--- Start GIVEN INFORMATION ---
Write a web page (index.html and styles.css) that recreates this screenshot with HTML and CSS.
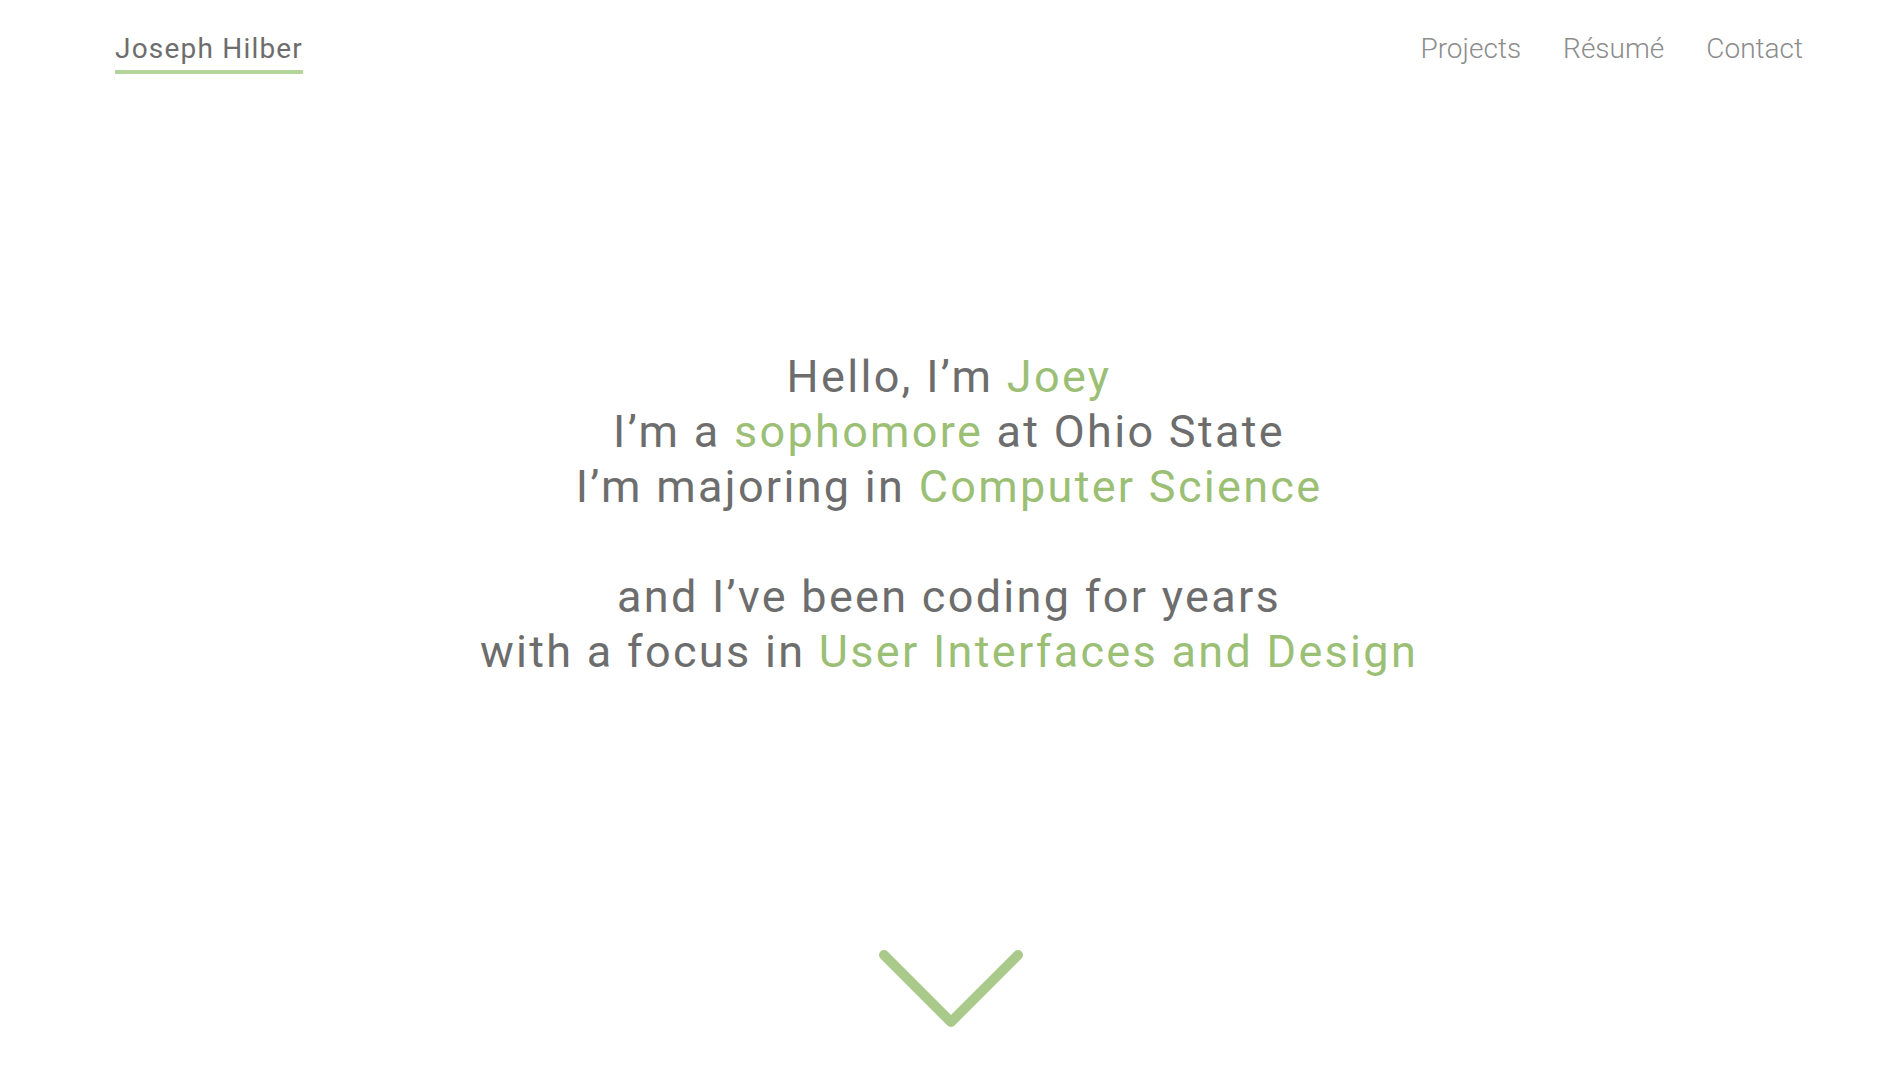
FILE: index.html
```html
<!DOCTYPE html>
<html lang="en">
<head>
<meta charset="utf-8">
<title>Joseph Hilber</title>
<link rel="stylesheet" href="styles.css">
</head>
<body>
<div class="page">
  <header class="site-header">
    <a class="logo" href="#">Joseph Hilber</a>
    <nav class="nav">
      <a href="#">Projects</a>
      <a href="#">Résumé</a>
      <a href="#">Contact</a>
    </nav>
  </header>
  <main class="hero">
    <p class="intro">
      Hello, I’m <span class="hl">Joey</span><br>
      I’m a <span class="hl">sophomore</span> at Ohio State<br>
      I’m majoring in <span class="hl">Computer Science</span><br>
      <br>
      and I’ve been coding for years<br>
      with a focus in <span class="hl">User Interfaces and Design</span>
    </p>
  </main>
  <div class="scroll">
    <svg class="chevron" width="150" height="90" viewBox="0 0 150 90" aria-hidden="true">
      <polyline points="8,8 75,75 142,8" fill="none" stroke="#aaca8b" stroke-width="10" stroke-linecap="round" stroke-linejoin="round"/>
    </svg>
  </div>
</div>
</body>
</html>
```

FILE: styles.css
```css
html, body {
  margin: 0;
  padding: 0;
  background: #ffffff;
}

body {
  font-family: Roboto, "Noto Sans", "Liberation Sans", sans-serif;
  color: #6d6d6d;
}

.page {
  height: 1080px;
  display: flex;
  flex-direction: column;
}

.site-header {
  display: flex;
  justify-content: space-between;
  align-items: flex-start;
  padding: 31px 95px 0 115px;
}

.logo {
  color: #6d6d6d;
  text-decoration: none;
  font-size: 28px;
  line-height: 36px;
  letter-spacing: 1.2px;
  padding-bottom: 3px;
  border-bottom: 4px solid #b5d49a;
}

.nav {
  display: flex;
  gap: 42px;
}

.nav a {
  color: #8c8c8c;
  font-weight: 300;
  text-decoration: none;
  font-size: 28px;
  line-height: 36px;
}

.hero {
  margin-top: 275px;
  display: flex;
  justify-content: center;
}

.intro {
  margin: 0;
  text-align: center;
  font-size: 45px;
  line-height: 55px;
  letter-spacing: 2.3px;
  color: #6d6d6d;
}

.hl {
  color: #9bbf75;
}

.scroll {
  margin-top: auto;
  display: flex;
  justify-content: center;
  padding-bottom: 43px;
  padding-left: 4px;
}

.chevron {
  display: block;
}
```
--- End GIVEN INFORMATION ---
WHAT THE TASK ASKS: Search the preceding listing for "index" and extract every line where it is found.

COMPLETE ANSWER:
Write a web page (index.html and styles.css) that recreates this screenshot with HTML and CSS.
FILE: index.html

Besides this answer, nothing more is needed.